Ich werde nie vergessen, wie mein Kind da im Friseurstuhl saß, sich im Spiegel betrachtete, lachte und jauchzte „Mama, ich  bin jetzt ein richtiger Junge! Schaut mal! Ich  bin ein echter Junge!“. Ich war ganz perplex und die Friseurin bekräftigte, das das nicht stimme, sie sei ein hübsches Mädchen, eben mit kurzen Haaren.

Unterstützung? Natürlich!

Mo und ich waren uns anfangs unsicher. Was ist das? Wie gehen wir richtig damit um? Ich las viel dazu. Kinder machen das schon mal. Sie wollen mal in die Rolle des anderen Geschlechts schlüpfen und ausprobieren, wie das Leben so ist. Also wie sollten wir damit umgehen? Ich las viel und informierte mich. So war schnell klar: Es gibt nur einen Weg, den Weg, den wir ohnehin immer nehmen: Wir nehmen die Kinder so, wie sie sind.

Gerade jetzt, wo das mittlere Kind noch so klein ist, kann es das ausprobieren. Ganz einfach und unkompliziert. Was haben wir dabei zu verlieren? Nicht viel. Wenn wir die Wünsche respektieren und mitgehen, kann es sich am Ende als eine Phase herausstellen. Dann ist das eben so und kein Problem. Wenn es keine Phase ist und sich unser Mittelkind wirklich dem männlichen Geschlecht zuschreibt, dann haben wir es immerhin nicht entgegen dem eigenen Empfinden zu irgendwas gezwungen.

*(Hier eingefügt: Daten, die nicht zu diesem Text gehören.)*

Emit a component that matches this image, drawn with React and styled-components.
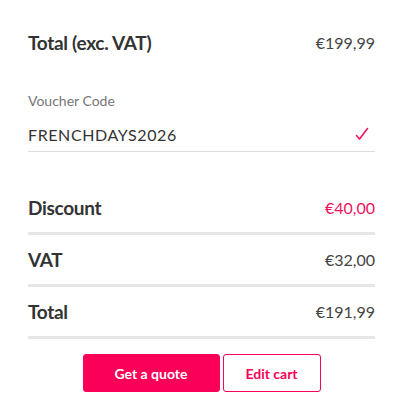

Doch was würde passieren, wenn wir es dem Kind ausreden würden? Was, wenn wir die Wünsche nicht annähmen, wie sie sind, obwohl das Kind so empfindet? Ich denke dann würden wir vieles im Kind kaputt machen. Und das ist das letzte, was wir als Eltern für unser Kind wollen.

Also ist es ganz einfach: Lotte ist jetzt Flo.

*Flo ist ein anonymisierter Spitzname für den Blog.